I’ve received a few job offers in my life, but none of them had ever been followed up with, “So, when can you come to New Zealand?” It sweetened the deal that I could catch the tail end of New Zealand summer after one of the most horrendous Ontario winters in memory.
photo of Wellington, New Zealand by Melanie Baker
Turns out that was just the first of many welcome changes that came with working for iwantmyname. By the time I returned to Canada I was in love with New Zealand, with Wellington, and with the kind of company and coworkers I’d been looking for (or trying to build) for most of my career.

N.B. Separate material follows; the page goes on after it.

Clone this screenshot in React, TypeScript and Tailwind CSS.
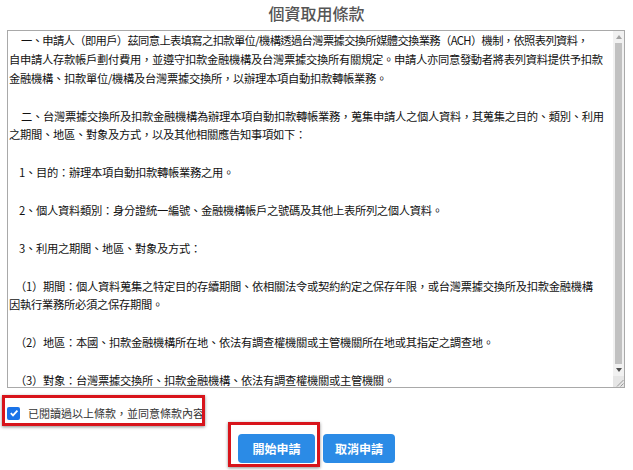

I’ve weathered a few boom and bust cycles in the tech industry, and I’ve worked for household name corporations and startups where we worked at folding tables and you could count all the staff on one hand.
Over time you get a really good sense of what works for you (me: autonomy, innovation, fingers in lots of pies…) and what doesn’t (me: grey cube farms, endless levels of bureaucracy, Lotus Notes…)
I recall Lenz and I getting a bit off-track in one of my interviews reminiscing about the foibles of startup life, and knowing that yeah, these folks get it. (I also learned that a blog post about a local brewery served as one of my references…)
I remember asking questions of one of the guys in the office, who didn’t have answers, because he was almost as new as I was. And now, just shy of five years in, I’m the old codger answering questions from the newbs.
photo inside the former iwantmyname headquarters in Wellington, NZ
For us inveterate techies, the greatest working joy is to be able to build things, or make them better. I’ve gotten to do that consistently since I started.
I didn’t come to iwantmyname from the domains industry, but I’ve learned what the broader industry is often like, and have come to greatly appreciate why our founders wanted to do things differently. As we humans online become ever more data points and revenue opportunities thanks to social platforms and advancing tech, I appreciate it even more.
I’ve experienced the eureka moment of feeling competent regarding to the broader DNS ecosystem… and then realizing after another year that I was such a clueless (yet confident) newb the year before.
I’ve also used that hard-won knowledge to train everyone on support who’s been hired after me, which is satisfying. I’ve become comfortable being the The Adult in situations that need one, which is invaluable. (Though on occasion still comes as a bit of a surprise.) Happily, I also have the luxury of having total faith in the abilities of the rest of the support team.
I’ve learned plenty about hiring, that I have no problem working from home, that 15+ hour flights aren’t that bad, and that good folks will understand and pick up the slack when your cat dies. I’ve learned that there will always be messy aspects when building a business with a bunch of misfits, but that it’s never the end of the world.
I’ve learned tonnes about how people tick and how business works in various places around the world. I think it’s especially important for us North Americans to learn that not everyone’s like us, or wants to be, and that everyone knows useful things that you don’t (yet).
And I’ve learned how important it is continue to give back to those who helped you get where you are, and who will help you get where you want to be. So even as we grow globally — thanks, Wellington techies and customers! Imagine what could be if every tech scene had folks as passionate, fun, and helpful as you.
In the past, planning for a company’s future has typically been above my pay grade. Not so here. I appreciate being part of the company’s first ten years, and, along with sharing info from our customers, helping to build the next ten.